Here are two theories of how people make decisions.

One theory -- weighted decision making -- says that there are many factors that go into a decision. Each factor is given a weighting proportional to its importance, so it's not one vote per factor but rather the more important factors count for more. Then all the factors are added up, and the decision with the most support is made.

In this model, genes could have an influence in a decision for one side or another, and a 10% weighting, and thus would have some influence, and would sometimes tip the scales in close decisions. They could have a 50% influence in another type of decisions, and 90% in another. An environment could have different percent influence for each, and so on. Dozens of factors could be included. In general, there is no serious difficulty in proposing there's one more factor with a small weighting

In this model, the theory that genes have an influence, varying from 0% to 99%, and averaging around 50%, is plausible. It doesn't contradict anything about the model.

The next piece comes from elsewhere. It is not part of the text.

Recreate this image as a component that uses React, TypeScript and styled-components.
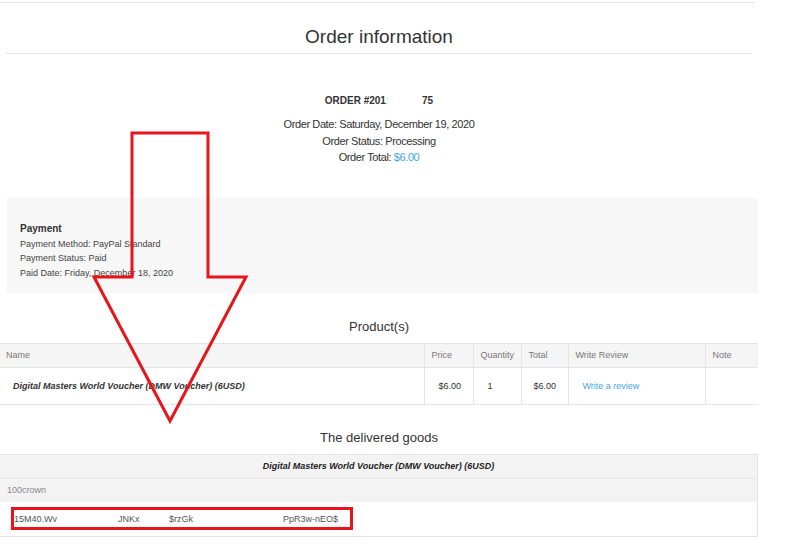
import styled, { createGlobalStyle } from "styled-components";

const LINK_BLUE = "#41a6ea";
const MARK_RED = "#e8141c";

const GlobalStyle = createGlobalStyle`
  html, body {
    margin: 0;
    padding: 0;
    background: #ffffff;
  }
  body {
    font-family: "Liberation Sans", Arial, sans-serif;
    color: #333;
  }
`;

const Page = styled.div`
  position: relative;
  width: 758px;
  height: 555px;
  overflow: hidden;
`;

const TopRule = styled.div`
  margin: 2px 3px 0 0;
  border-top: 1px solid #e6e6e6;
`;

const PageTitle = styled.h1`
  margin: 0 6px;
  padding: 22px 0 4px;
  font-size: 19px;
  font-weight: normal;
  text-align: center;
  color: #333;
  border-bottom: 1px solid #e2e2e2;
  line-height: 24px;
`;

const Summary = styled.div`
  display: flex;
  flex-direction: column;
  align-items: center;
  padding-top: 41px;
  font-size: 11px;
  letter-spacing: -0.4px;
  color: #333;
`;

const OrderNo = styled.div`
  font-weight: bold;
  font-size: 10px;
  letter-spacing: 0;
  margin-bottom: 10px;
  white-space: pre;
`;

const Faded = styled.span`
  color: #bbb;
  font-weight: normal;
`;

const SummaryLine = styled.div`
  line-height: 16.5px;
`;

const Money = styled.span`
  color: ${LINK_BLUE};
`;

const PaymentBox = styled.div`
  margin: 32px 0 0 7px;
  height: 95px;
  box-sizing: border-box;
  background: #f7f7f7;
  padding: 25px 13px 0;
  font-size: 9px;
  color: #444;
`;

const PaymentTitle = styled.div`
  font-size: 10px;
  font-weight: bold;
  color: #333;
  margin-bottom: 3px;
`;

const PaymentLine = styled.div`
  line-height: 14.7px;
`;

const SectionTitle = styled.h2<{ $top: number }>`
  margin: 0;
  padding: ${(p) => p.$top}px 0 8px;
  font-size: 13px;
  font-weight: normal;
  text-align: center;
  color: #333;
  line-height: 17px;
`;

const Table = styled.table`
  width: 758px;
  border-collapse: collapse;
  table-layout: fixed;
  font-size: 9px;
  border-top: 1px solid #e4e4e4;
  border-bottom: 1px solid #e4e4e4;
`;

const HeadCell = styled.th`
  height: 23px;
  padding: 0 0 0 7px;
  text-align: left;
  font-weight: normal;
  color: #777;
  background: #f5f5f5;
  border-left: 1px solid #e4e4e4;
  border-right: 1px solid #e4e4e4;
  &:first-child {
    border-left: none;
    padding-left: 6px;
  }
`;

const Cell = styled.td<{ $pad?: number }>`
  height: 36px;
  padding: 0 0 0 ${(p) => p.$pad ?? 14}px;
  color: #333;
  border-top: 1px solid #e4e4e4;
  border-left: 1px solid #e4e4e4;
  border-right: 1px solid #e4e4e4;
  &:first-child {
    border-left: none;
  }
`;

const ProductName = styled.span`
  font-weight: bold;
  font-style: italic;
`;

const ReviewLink = styled.a`
  color: ${LINK_BLUE};
  text-decoration: none;
`;

const GoodsHead = styled.td`
  height: 23px;
  padding: 0;
  text-align: center;
  background: #f3f3f3;
  font-weight: bold;
  font-style: italic;
  color: #222;
  border-right: 1px solid #e4e4e4;
`;

const GoodsLabel = styled.td`
  height: 23px;
  padding: 0 0 0 7px;
  background: #f3f3f3;
  color: #888;
  border-top: 1px solid #e6e6e6;
  border-right: 1px solid #e4e4e4;
`;

const GoodsCode = styled.td`
  height: 34px;
  padding: 0 0 0 11px;
  border-right: 1px solid #e4e4e4;
`;

const CodeMark = styled.div`
  display: flex;
  width: 342px;
  height: 23px;
  box-sizing: border-box;
  border: 3px solid ${MARK_RED};
  align-items: center;
  color: #555;
`;

const CodePart = styled.span<{ $w: number }>`
  width: ${(p) => p.$w}px;
  flex: none;
  overflow: hidden;
  white-space: nowrap;
`;

const Arrow = styled.svg`
  position: absolute;
  left: 0;
  top: 0;
  pointer-events: none;
`;

const productCols = [424, 49, 48, 47, 137, 53];

export default function App() {
  return (
    <Page>
      <GlobalStyle />
      <TopRule />
      <PageTitle>Order information</PageTitle>

      <Summary>
        <OrderNo>
          ORDER #201<Faded>:</Faded>
          {"            "}75
        </OrderNo>
        <SummaryLine>Order Date: Saturday, December 19, 2020</SummaryLine>
        <SummaryLine>Order Status: Processing</SummaryLine>
        <SummaryLine>
          Order Total: <Money>$6.00</Money>
        </SummaryLine>
      </Summary>

      <PaymentBox>
        <PaymentTitle>Payment</PaymentTitle>
        <PaymentLine>Payment Method: PayPal Standard</PaymentLine>
        <PaymentLine>Payment Status: Paid</PaymentLine>
        <PaymentLine>Paid Date: Friday, December 18, 2020</PaymentLine>
      </PaymentBox>

      <SectionTitle $top={25}>Product(s)</SectionTitle>
      <Table>
        <colgroup>
          {productCols.map((w, i) => (
            <col key={i} style={{ width: w }} />
          ))}
        </colgroup>
        <thead>
          <tr>
            <HeadCell>Name</HeadCell>
            <HeadCell>Price</HeadCell>
            <HeadCell>Quantity</HeadCell>
            <HeadCell>Total</HeadCell>
            <HeadCell>Write Review</HeadCell>
            <HeadCell>Note</HeadCell>
          </tr>
        </thead>
        <tbody>
          <tr>
            <Cell $pad={13}>
              <ProductName>Digital Masters World Voucher (DMW Voucher) (6USD)</ProductName>
            </Cell>
            <Cell>$6.00</Cell>
            <Cell>1</Cell>
            <Cell $pad={12}>$6.00</Cell>
            <Cell>
              <ReviewLink href="#">Write a review</ReviewLink>
            </Cell>
            <Cell />
          </tr>
        </tbody>
      </Table>

      <SectionTitle $top={24}>The delivered goods</SectionTitle>
      <Table>
        <tbody>
          <tr>
            <GoodsHead>Digital Masters World Voucher (DMW Voucher) (6USD)</GoodsHead>
          </tr>
          <tr>
            <GoodsLabel>100crown</GoodsLabel>
          </tr>
          <tr>
            <GoodsCode>
              <CodeMark>
                <CodePart $w={104}>15M40.Wv</CodePart>
                <CodePart $w={51}>JNKx</CodePart>
                <CodePart $w={114}>$rzGk</CodePart>
                <CodePart $w={66}>PpR3w-nEO$</CodePart>
              </CodeMark>
            </GoodsCode>
          </tr>
        </tbody>
      </Table>

      <Arrow width="758" height="555" viewBox="0 0 758 555">
        <polygon
          points="132,133 208,133 208,277 246,277 170,421 94,277 132,277"
          fill="none"
          stroke={MARK_RED}
          strokeWidth="3"
          strokeLinejoin="miter"
        />
      </Arrow>
    </Page>
  );
}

The second theory -- explanatory decision making -- says that decisions are made by conjecturing a set of possible decisions, and then criticizing each possibility. If only one possibility remains, that decision is made. If more than one remains, that is a significant problem (omitting details for brevity, just understand that this is considered a rare case). How options are ruled out does not depend on weighting the importance of anything. It is an all or nothing proposition -- either the option survives a criticism or it doesn't. (The only way it's not all-or-nothing is that we might propose a variant of an option which changes a few things in order to survive the criticism.)

In this model, we never add anything up to get a result. Nothing ever outweighs something else. Rather we always find a single explanation of why we think our decision is the best one.

In this model, the way to influence the decision making process is to offer conjectures, explanations and criticism. That takes thought, or pre-existing relevant knowledge. And influences are never 10% or 50%. Rather they are good ideas that are accepted (or accepted with minor changes) or they are bad ideas that are rejected in full.

In this model, the theory that genes have an influence on decisions, averaging around 50%, is incoherent. It's incompatible with this model. The only time genes could have an influence is when they encode ideas which could be considered in the decision making process, and then accepted or rejected on their merits (the result would be exactly the same if the idea came from a friend or a gene -- it depends entirely on what the idea is).